Früher dachte ich, ich werde bestimmt bis Mitte 30 spielen. Aber es kommt eben oft alles anders. Meine Verletzungs-Odyssee begann, als ich 22 war und mir die Welt offen stand, die Karriere lief. Ich hatte fast alles, was man sich einfangen kann: Rücken- und Herzprobleme, am Ende war es die Schulter. Ich habe jahrelang gekämpft. Irgendwann konnte mein Körper nicht mehr. Das war sehr hart für mich.
Sie kommen aus einer katholischen Familie. Hat Ihnen der Glaube damals geholfen?

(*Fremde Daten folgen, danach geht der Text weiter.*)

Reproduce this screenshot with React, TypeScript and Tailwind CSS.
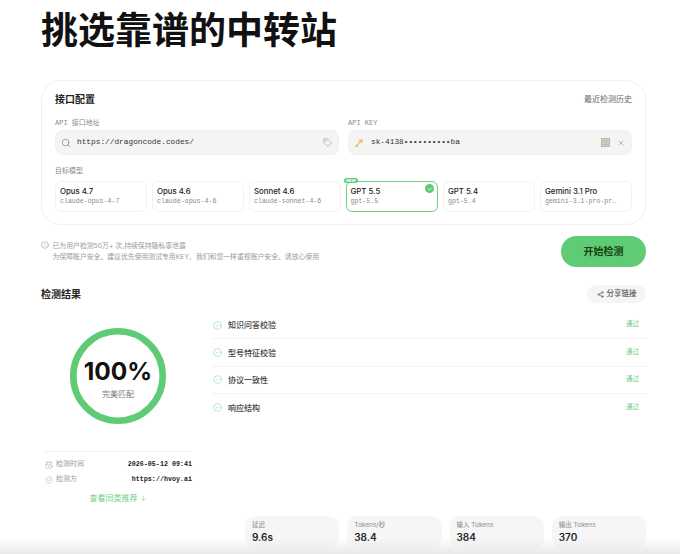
import { ArrowDown, CalendarClock, Check, CircleCheck, Info, Search, Share2, ShieldCheck, Tag, X } from "lucide-react";

const sans = "font-['Inter','Noto_Sans_CJK_SC',sans-serif]";
const mono = "font-['Liberation_Mono','Noto_Sans_CJK_SC',monospace]";

const models = [
  { name: "Opus 4.7", id: "claude-opus-4-7" },
  { name: "Opus 4.6", id: "claude-opus-4-6" },
  { name: "Sonnet 4.6", id: "claude-sonnet-4-6" },
  { name: "GPT 5.5", id: "gpt-5.5", active: true },
  { name: "GPT 5.4", id: "gpt-5.4" },
  { name: "Gemini 3.1 Pro", id: "gemini-3.1-pro-pr…" },
];
const checks = ["知识问答校验", "型号特征校验", "协议一致性", "响应结构"];
const stats = [
  { label: "延迟", value: "9.6s" },
  { label: "Tokens/秒", value: "38.4" },
  { label: "输入 Tokens", value: "384" },
  { label: "输出 Tokens", value: "370" },
];

function KeyIcon() {
  return (
    <svg width="10" height="10" viewBox="0 0 12 12" className="shrink-0">
      <circle cx="8.4" cy="3.6" r="2.5" fill="#ecc873" />
      <path d="M6.8 5.2 1.6 10.4M3 9l1.3 1.2M4.2 7.8l1 1" stroke="#e3b95c" strokeWidth="1.4" fill="none" />
    </svg>
  );
}

function PadIcon() {
  return (
    <svg width="9" height="9" viewBox="0 0 9 9" className="shrink-0">
      <rect x="0.5" y="0.5" width="8" height="8" fill="#d3cfc3" stroke="#a5a196" strokeWidth="0.7" />
      <path d="M2 2.5h5M2 4.5h5M2 6.5h5" stroke="#a8a499" strokeWidth="0.5" />
    </svg>
  );
}

function Gauge() {
  return (
    <div className="relative w-[96px] h-[96px]">
      <svg width="96" height="96" viewBox="0 0 96 96" className="absolute inset-0">
        <circle cx="48" cy="48" r="44.7" fill="none" stroke="#5fcb75" strokeWidth="6.6" />
      </svg>
      <div className="absolute inset-0 flex flex-col items-center pt-[29px]">
        <span className="text-[24.5px] leading-[28px] font-bold text-[#111111]">100%</span>
        <span className="text-[8px] leading-[12px] mt-[3px] text-[#777777]">完美匹配</span>
      </div>
    </div>
  );
}

export default function App() {
  return (
    <div className={`${sans} relative h-[554px] w-[680px] overflow-hidden bg-white pl-[41px] pr-[34px]`}>
      <h1 className="pt-[9px] text-[37px] leading-[44px] font-bold text-[#111111]">挑选靠谱的中转站</h1>

      <section className="mt-[27px] h-[145px] rounded-[20px] border border-[#f0f0f0] px-[13px] pt-[10px]">
        <div className="flex items-center justify-between h-[16px]">
          <span className="text-[10px] font-semibold text-[#222222]">接口配置</span>
          <span className="text-[8px] text-[#666666]">最近检测历史</span>
        </div>
        <div className="mt-[11px] grid grid-cols-2 gap-[9px]">
          <div>
            <div className={`${mono} text-[7px] leading-[10px] text-[#8a8a8a]`}>API 接口地址</div>
            <div className="mt-[2px] flex h-[25px] items-center rounded-[8px] border border-[#f0f0f0] bg-[#f4f4f5] pl-[5px] pr-[6px]">
              <Search size={10} className="text-[#777777]" strokeWidth={1.5} />
              <span className={`${mono} ml-[6px] flex-1 text-[7.8px] text-[#333333]`}>https://dragoncode.codes/</span>
              <Tag size={9} className="text-[#888888]" strokeWidth={1.5} />
            </div>
          </div>
          <div>
            <div className={`${mono} text-[7px] leading-[10px] text-[#8a8a8a]`}>API KEY</div>
            <div className="mt-[2px] flex h-[25px] items-center rounded-[8px] border border-[#f0f0f0] bg-[#f4f4f5] pl-[5px] pr-[6px]">
              <KeyIcon />
              <span className={`${mono} ml-[7px] flex-1 text-[7.8px] text-[#333333]`}>sk-4138••••••••••ba</span>
              <PadIcon />
              <X size={8} className="ml-[7px] text-[#777777]" strokeWidth={1.5} />
            </div>
          </div>
        </div>
        <div className="mt-[11px] text-[7px] leading-[10px] text-[#8a8a8a]">目标模型</div>
        <div className="mt-[5px] grid grid-cols-6 gap-[5px]">
          {models.map((m) => (
            <div
              key={m.name}
              className={`relative flex h-[31px] flex-col justify-center rounded-[6px] ${
                m.active ? "border-[1.5px] border-[#6fcf82] pl-[3.5px]" : "border border-[#f3f3f3] pl-[4px]"
              }`}
            >
              {m.active && (
                <>
                  <span className="absolute left-[-3px] top-[-4px] rounded-full bg-[#5fcb75] px-[2px] text-[4px] leading-[5px] font-bold text-white">NEW</span>
                  <span className="absolute right-[3px] top-[2px] flex h-[9px] w-[9px] items-center justify-center rounded-full bg-[#5fcb75]">
                    <Check size={6} className="text-white" strokeWidth={3} />
                  </span>
                </>
              )}
              <span className="text-[7.8px] leading-[11px] font-medium text-[#222222]">{m.name}</span>
              <span className={`${mono} text-[6.6px] leading-[10px] text-[#8a8a8a]`}>{m.id}</span>
            </div>
          ))}
        </div>
      </section>

      <div className="mt-[11px] flex items-start justify-between">
        <div className="flex pt-[4px] text-[6.85px] leading-[11px] text-[#9a9a9a]">
          <Info size={8} className="mt-[1px] mr-[3.5px] shrink-0 text-[#777777]" strokeWidth={1.3} />
          <div>
            <div>已为用户检测50万+ 次,持续保持隐私零泄露</div>
            <div>为保障账户安全、建议优先使用测试专用KEY。我们和您一样重视账户安全、请放心使用</div>
          </div>
        </div>
        <button className="h-[31px] w-[85px] rounded-full bg-[#5fcb75] text-[10px] font-semibold text-[#14430f]">开始检测</button>
      </div>

      <div className="mt-[18px] flex h-[18px] items-center justify-between">
        <span className="text-[10px] font-semibold text-[#222222]">检测结果</span>
        <span className="flex h-[18px] w-[59px] items-center justify-center rounded-full bg-[#f5f5f5] text-[7.5px] font-medium text-[#555555]">
          <Share2 size={7} className="mr-[3px]" strokeWidth={2} />
          分享链接
        </span>
      </div>

      <div className="mt-[9px] grid grid-cols-[151px_1fr] gap-x-[20px]">
        <div className="pl-[3px]">
          <div className="flex justify-center pt-[16px] pb-[27px]">
            <Gauge />
          </div>
          <div className="border-t border-[#f2f2f2] pt-[5px]">
            <div className="flex h-[15px] items-center justify-between">
              <span className="flex items-center text-[7px] text-[#9a9a9a]">
                <CalendarClock size={8} className="ml-[1px] mr-[3px]" strokeWidth={1.3} />检测时间
              </span>
              <span className={`${mono} text-[6.7px] font-bold text-[#222222]`}>2026-05-12 09:41</span>
            </div>
            <div className="flex h-[15px] items-center justify-between">
              <span className="flex items-center text-[7px] text-[#9a9a9a]">
                <ShieldCheck size={8} className="ml-[1px] mr-[3px]" strokeWidth={1.3} />检测方
              </span>
              <span className={`${mono} text-[6.7px] font-bold text-[#222222]`}>https://hvoy.ai</span>
            </div>
            <div className="mt-[5px] flex h-[12px] items-center justify-center text-[8px] text-[#6fcf82]">
              查看同类推荐
              <ArrowDown size={7} className="ml-[2px]" strokeWidth={1.5} />
            </div>
          </div>
        </div>

        <div>
          <div>
            {checks.map((c, i) => (
              <div
                key={c}
                className={`flex h-[27.4px] items-center justify-between pr-[7px] ${i < 3 ? "border-b border-[#f3f3f3]" : ""}`}
              >
                <span className="flex items-center text-[8px] font-medium text-[#444444]">
                  <CircleCheck size={9} className="ml-[1px] mr-[6px] text-[#6fcf82]" strokeWidth={1.3} />
                  {c}
                </span>
                <span className="text-[6.5px] text-[#6fcf82]">通过</span>
              </div>
            ))}
          </div>
          <div className="mt-[94px] ml-[33px] grid grid-cols-4 gap-[8px]">
            {stats.map((s) => (
              <div key={s.label} className="h-[32px] rounded-[10px] bg-[#f6f6f6] pl-[7px] pt-[5px]">
                <div className="text-[6.5px] leading-[9px] text-[#8a8a8a]">{s.label}</div>
                <div className="mt-[1px] text-[10px] leading-[13px] font-semibold text-[#222222]">{s.value}</div>
              </div>
            ))}
          </div>
        </div>
      </div>

      <div className="pointer-events-none absolute inset-x-0 bottom-0 h-[16px] bg-gradient-to-b from-transparent to-[#e9e9e9]" />
    </div>
  );
}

Absolut. Ich habe mich oft gefragt, warum mir das alles passiert. Aber alles passiert aus einem Grund und es gibt immer auch etwas Gutes an solchen Situationen. Wenn das Leben dir Karten gibt, dann musst du halt genau diese spielen. Ich hatte damals Glück, dass ich noch so jung war und nochmal neu anfangen konnte. Es gibt für jeden einen neuen Weg – meinen habe ich gefunden.
Vermissen Sie das Tourleben und Ihre alten Kollegen trotzdem?

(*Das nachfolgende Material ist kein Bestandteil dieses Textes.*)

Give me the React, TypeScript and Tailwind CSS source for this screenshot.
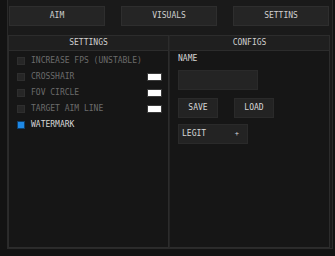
const font = { fontFamily: '"DejaVu Sans Mono", "Liberation Mono", monospace' };

const tabs = ["AIM", "VISUALS", "SETTINS"];

const options = [
  { label: "INCREASE FPS (UNSTABLE)", checked: false, color: false },
  { label: "CROSSHAIR", checked: false, color: true },
  { label: "FOV CIRCLE", checked: false, color: true },
  { label: "TARGET AIM LINE", checked: false, color: true },
  { label: "WATERMARK", checked: true, color: false },
];

const PanelHeader = ({ title }: { title: string }) => (
  <div className="h-[15px] flex items-center justify-center bg-[#1f1f1f] border-b border-[#2c2c2c] text-[8px] text-[#cfcfcf] leading-none">
    {title}
  </div>
);

export default function App() {
  return (
    <div className="w-[335px] h-[256px] bg-[#131313] overflow-hidden" style={font}>
      <div className="ml-[7px] w-[326px] h-[249px] bg-[#1a1a1a] border-x border-b border-[#2a2a2a] flex flex-col">
        <div className="flex gap-4 pl-[1px] pt-[6px]">
          {tabs.map((t) => (
            <div
              key={t}
              className="w-[96px] h-[20px] bg-[#252525] border border-[#2e2e2e] flex items-center justify-center text-[8px] text-[#cfcfcf] leading-none"
            >
              {t}
            </div>
          ))}
        </div>
        <div className="flex mt-[9px] h-[213px]">
          <div className="w-[161px] h-full bg-[#161616] border border-[#2c2c2c] flex flex-col">
            <PanelHeader title="SETTINGS" />
            <div className="flex flex-col pt-[2px] pl-[8px] pr-[6px]">
              {options.map((o) => (
                <div key={o.label} className="h-4 flex items-center">
                  <div
                    className={
                      o.checked
                        ? "w-[8px] h-[8px] bg-[#1e88e5] border border-[#0f3f6b]"
                        : "w-[8px] h-[8px] bg-[#262626] border border-[#2e2e2e]"
                    }
                  />
                  <span
                    className={
                      o.checked
                        ? "ml-[6px] text-[8px] leading-none text-[#d6d6d6]"
                        : "ml-[6px] text-[8px] leading-none text-[#6b6b6b]"
                    }
                  >
                    {o.label}
                  </span>
                  {o.color && (
                    <div className="ml-auto w-[15px] h-[8px] bg-white border border-[#3a3a3a]" />
                  )}
                </div>
              ))}
            </div>
          </div>
          <div className="w-[161px] h-full bg-[#161616] border border-[#2c2c2c] border-l-[#242424] flex flex-col">
            <PanelHeader title="CONFIGS" />
            <div className="flex flex-col pl-[8px] pt-[4px]">
              <span className="text-[8px] leading-none text-[#d6d6d6]">NAME</span>
              <div className="mt-[7px] w-[80px] h-[20px] bg-[#242424] border border-[#2a2a2a]" />
              <div className="flex gap-4 mt-[8px]">
                <div className="w-[40px] h-[20px] bg-[#232323] border border-[#2a2a2a] flex items-center justify-center text-[8px] leading-none text-[#d6d6d6]">
                  SAVE
                </div>
                <div className="w-[40px] h-[20px] bg-[#232323] border border-[#2a2a2a] flex items-center justify-center text-[8px] leading-none text-[#d6d6d6]">
                  LOAD
                </div>
              </div>
              <div className="mt-[6px] w-[70px] h-[20px] bg-[#232323] border border-[#2a2a2a] flex items-center pl-[3px] pr-[8px] text-[8px] leading-none text-[#d6d6d6]">
                <span>LEGIT</span>
                <span className="ml-auto text-[7px]">+</span>
              </div>
            </div>
          </div>
        </div>
      </div>
    </div>
  );
}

Auf jeden Fall. Ich versuche, Kontakt zu vielen Spielern zu halten. Novak Djokovic zum Beispiel hat mich letztes Jahr in New York besucht, auch mit Andy Roddick und Victoria Azarenka verstehe ich mich gut. Klar fehlen mir die alten Zeiten. Deshalb versuche ich auch, soviele Turniere wie möglich zu besuchen. Ich bin fast jedes Jahr bei den US Open und in Indian Wells. Aber nur als Zuschauer.

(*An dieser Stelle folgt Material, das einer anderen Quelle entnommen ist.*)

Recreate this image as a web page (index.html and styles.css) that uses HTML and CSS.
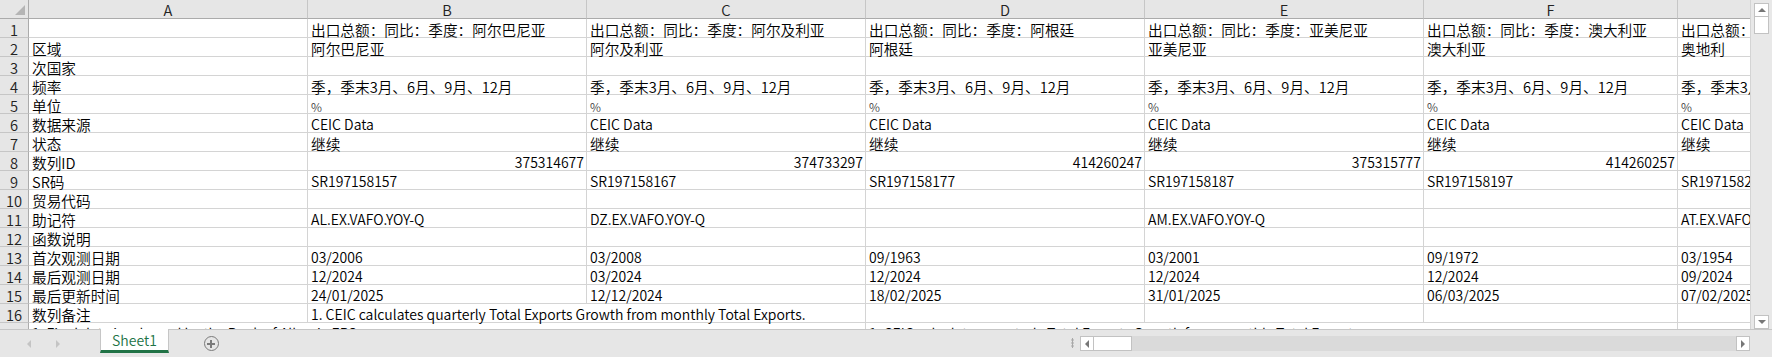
FILE: index.html
```html
<!DOCTYPE html>
<html lang="zh">
<head>
<meta charset="utf-8">
<title>Sheet1</title>
<link rel="stylesheet" href="styles.css">
</head>
<body>
<div class="app">
  <div class="main">
    <div class="sheet">
      <div class="corner"><span class="tri"></span></div>
      <div class="colh">A</div><div class="colh">B</div><div class="colh">C</div><div class="colh">D</div><div class="colh">E</div><div class="colh">F</div><div class="colh">G</div>

      <div class="rowh">1</div><div class="c"></div><div class="c">出口总额：同比：季度：阿尔巴尼亚</div><div class="c">出口总额：同比：季度：阿尔及利亚</div><div class="c">出口总额：同比：季度：阿根廷</div><div class="c">出口总额：同比：季度：亚美尼亚</div><div class="c">出口总额：同比：季度：澳大利亚</div><div class="c">出口总额：同比：季度：奥地利</div>

      <div class="rowh">2</div><div class="c">区域</div><div class="c">阿尔巴尼亚</div><div class="c">阿尔及利亚</div><div class="c">阿根廷</div><div class="c">亚美尼亚</div><div class="c">澳大利亚</div><div class="c">奥地利</div>

      <div class="rowh">3</div><div class="c">次国家</div><div class="c"></div><div class="c"></div><div class="c"></div><div class="c"></div><div class="c"></div><div class="c"></div>

      <div class="rowh">4</div><div class="c">频率</div><div class="c">季，季末3月、6月、9月、12月</div><div class="c">季，季末3月、6月、9月、12月</div><div class="c">季，季末3月、6月、9月、12月</div><div class="c">季，季末3月、6月、9月、12月</div><div class="c">季，季末3月、6月、9月、12月</div><div class="c">季，季末3月、6月、9月、12月</div>

      <div class="rowh">5</div><div class="c">单位</div><div class="c"><span class="pct">%</span></div><div class="c"><span class="pct">%</span></div><div class="c"><span class="pct">%</span></div><div class="c"><span class="pct">%</span></div><div class="c"><span class="pct">%</span></div><div class="c"><span class="pct">%</span></div>

      <div class="rowh">6</div><div class="c">数据来源</div><div class="c en">CEIC Data</div><div class="c en">CEIC Data</div><div class="c en">CEIC Data</div><div class="c en">CEIC Data</div><div class="c en">CEIC Data</div><div class="c en">CEIC Data</div>

      <div class="rowh">7</div><div class="c">状态</div><div class="c">继续</div><div class="c">继续</div><div class="c">继续</div><div class="c">继续</div><div class="c">继续</div><div class="c">继续</div>

      <div class="rowh">8</div><div class="c">数列ID</div><div class="c en num">375314677</div><div class="c en num">374733297</div><div class="c en num">414260247</div><div class="c en num">375315777</div><div class="c en num">414260257</div><div class="c"></div>

      <div class="rowh">9</div><div class="c">SR码</div><div class="c en">SR197158157</div><div class="c en">SR197158167</div><div class="c en">SR197158177</div><div class="c en">SR197158187</div><div class="c en">SR197158197</div><div class="c en">SR197158207</div>

      <div class="rowh">10</div><div class="c">贸易代码</div><div class="c"></div><div class="c"></div><div class="c"></div><div class="c"></div><div class="c"></div><div class="c"></div>

      <div class="rowh">11</div><div class="c">助记符</div><div class="c en">AL.EX.VAFO.YOY-Q</div><div class="c en">DZ.EX.VAFO.YOY-Q</div><div class="c"></div><div class="c en">AM.EX.VAFO.YOY-Q</div><div class="c"></div><div class="c en">AT.EX.VAFO.YOY-Q</div>

      <div class="rowh">12</div><div class="c">函数说明</div><div class="c"></div><div class="c"></div><div class="c"></div><div class="c"></div><div class="c"></div><div class="c"></div>

      <div class="rowh">13</div><div class="c">首次观测日期</div><div class="c en">03/2006</div><div class="c en">03/2008</div><div class="c en">09/1963</div><div class="c en">03/2001</div><div class="c en">09/1972</div><div class="c en">03/1954</div>

      <div class="rowh">14</div><div class="c">最后观测日期</div><div class="c en">12/2024</div><div class="c en">03/2024</div><div class="c en">12/2024</div><div class="c en">12/2024</div><div class="c en">12/2024</div><div class="c en">09/2024</div>

      <div class="rowh">15</div><div class="c">最后更新时间</div><div class="c en">24/01/2025</div><div class="c en">12/12/2024</div><div class="c en">18/02/2025</div><div class="c en">31/01/2025</div><div class="c en">06/03/2025</div><div class="c en">07/02/2025</div>

      <div class="rowh">16</div><div class="c">数列备注</div><div class="c en span2">1. CEIC calculates quarterly Total Exports Growth from monthly Total Exports.</div><div class="c"></div><div class="c"></div><div class="c"></div><div class="c"></div>

      <div class="rowh">17</div><div class="c en span3">1. Final data is released by the Bank of Albania ERS.</div><div class="c en span3">1. CEIC calculates quarterly Total Exports Growth from monthly Total Exports.</div><div class="c"></div>
    </div>
    <div class="vscroll">
      <div class="sbtn"><span class="arr up"></span></div>
      <div class="vthumb"></div>
      <div class="vtrack"></div>
      <div class="sbtn"><span class="arr down"></span></div>
    </div>
  </div>
  <div class="tabbar">
    <div class="nav"><span class="navarr left"></span><span class="navarr right"></span></div>
    <div class="tab">Sheet1</div>
    <div class="addwrap"><span class="add"></span></div>
    <div class="fill"></div>
    <div class="dots"></div>
    <div class="hscroll">
      <div class="hbtn"><span class="arr left"></span></div>
      <div class="hthumb"></div>
      <div class="htrack"></div>
      <div class="hbtn"><span class="arr right"></span></div>
    </div>
    <div class="cornerbox"></div>
  </div>
</div>
</body>
</html>
```
FILE: styles.css
```css
* { box-sizing: border-box; }
html, body { margin: 0; padding: 0; }
body {
  width: 1772px;
  height: 357px;
  overflow: hidden;
  background: #fff;
  color: #000;
  font-family: "Noto Sans CJK SC", "Liberation Sans", sans-serif;
  font-size: 14.67px;
  font-weight: 350;
}
.app { display: flex; flex-direction: column; height: 357px; }
.main { display: flex; height: 329px; overflow: hidden; }
.sheet {
  width: 1750px;
  flex: none;
  display: grid;
  grid-template-columns: 29px 279px 279px 279px 279px 279px 254px 279px;
  grid-auto-rows: 19px;
  overflow: hidden;
}
.corner {
  background: #e6e6e6;
  border-right: 1px solid #ababab;
  border-bottom: 1px solid #ababab;
  position: relative;
}
.tri {
  position: absolute;
  right: 3px;
  bottom: 3px;
  width: 0; height: 0;
  border-left: 10px solid transparent;
  border-bottom: 10px solid #b5b5b5;
}
.colh {
  background: #e6e6e6;
  border-right: 1px solid #c6c6c6;
  border-bottom: 1px solid #ababab;
  text-align: center;
  line-height: 17px;
  padding-top: 1px;
  color: #222;
}
.rowh {
  background: #e6e6e6;
  border-right: 1px solid #ababab;
  border-bottom: 1px solid #c6c6c6;
  text-align: center;
  line-height: 17px;
  padding-top: 2px;
  color: #222;
}
.c {
  border-right: 1px solid #d4d4d4;
  border-bottom: 1px solid #d4d4d4;
  white-space: nowrap;
  padding: 2px 3px 0;
  line-height: 17px;
  overflow: visible;
}
.en { font-size: 14px; }
.num { text-align: right; padding-right: 2px; }
.span2 { grid-column: span 2; }
.span3 { grid-column: span 3; }
.pct { font-size: 12px; color: #444; }

.vscroll {
  flex: 1;
  background: #e8e8e8;
  border-left: 1px solid #d4d4d4;
  display: flex;
  flex-direction: column;
  align-items: center;
  padding: 3px 0 0;
}
.sbtn {
  width: 15px;
  height: 14px;
  background: #fff;
  border: 1px solid #c2c2c2;
  display: flex;
  align-items: center;
  justify-content: center;
  flex: none;
}
.vthumb {
  width: 15px;
  height: 17px;
  background: #fff;
  border: 1px solid #c2c2c2;
  border-top: none;
  flex: none;
}
.vtrack { flex: 1; }
.arr { width: 0; height: 0; display: block; }
.arr.up { border-left: 4px solid transparent; border-right: 4px solid transparent; border-bottom: 4px solid #777; }
.arr.down { border-left: 4px solid transparent; border-right: 4px solid transparent; border-top: 4px solid #777; }
.arr.left { border-top: 4px solid transparent; border-bottom: 4px solid transparent; border-right: 4px solid #777; }
.arr.right { border-top: 4px solid transparent; border-bottom: 4px solid transparent; border-left: 4px solid #777; }

.tabbar {
  height: 28px;
  background: #e6e6e6;
  border-top: 1px solid #c6c6c6;
  display: flex;
  align-items: stretch;
}
.nav {
  width: 100px;
  display: flex;
  align-items: center;
  gap: 25px;
  padding-left: 27px;
}
.navarr { width: 0; height: 0; display: block; }
.navarr.left { border-top: 4px solid transparent; border-bottom: 4px solid transparent; border-right: 4px solid #c4c4c4; }
.navarr.right { border-top: 4px solid transparent; border-bottom: 4px solid transparent; border-left: 4px solid #c4c4c4; }
.tab {
  width: 69px;
  height: 24px;
  margin-top: -1px;
  background: #fff;
  border-left: 1px solid #c6c6c6;
  border-right: 1px solid #c6c6c6;
  border-bottom: 3px solid #217346;
  color: #217346;
  font-family: "Noto Sans CJK SC", sans-serif;
  font-size: 14px;
  display: flex;
  align-items: center;
  justify-content: center;
}
.addwrap {
  width: 84px;
  display: flex;
  align-items: center;
  justify-content: center;
}
.add {
  width: 15px;
  height: 15px;
  border: 1.5px solid #7a7a7a;
  border-radius: 50%;
  position: relative;
  display: block;
}
.add::before, .add::after {
  content: "";
  position: absolute;
  background: #7a7a7a;
  left: 50%; top: 50%;
  transform: translate(-50%, -50%);
}
.add::before { width: 8px; height: 2px; }
.add::after { width: 2px; height: 8px; }
.fill { flex: 1; }
.dots {
  width: 16px;
  background: radial-gradient(circle, #a8a8a8 1px, transparent 1.3px) center / 3px 3px repeat-y;
  margin-top: 8px;
  margin-bottom: 9px;
}
.hscroll {
  width: 670px;
  display: flex;
  align-items: center;
  background: #dadada;
  margin: 6px 0 6px;
}
.hbtn {
  width: 14px;
  height: 15px;
  background: #fff;
  border: 1px solid #c2c2c2;
  display: flex;
  align-items: center;
  justify-content: center;
}
.hthumb {
  width: 38px;
  height: 15px;
  background: #fff;
  border: 1px solid #c2c2c2;
  border-left: none;
}
.htrack { flex: 1; }
.cornerbox { width: 22px; }
```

Können Sie selbst denn noch spielen?
Ein bisschen, aber bei Weitem nicht so, wie ich es mir wünschen würde. Doch ich liebe Tennis und es wird immer ein großer Teil meines Lebens bleiben, der mich geprägt hat. Außerdem: Die Erinnerungen an meine tolle Zeit als Profi, meinen Platz in den Top Ten – das kann mir niemand nehmen.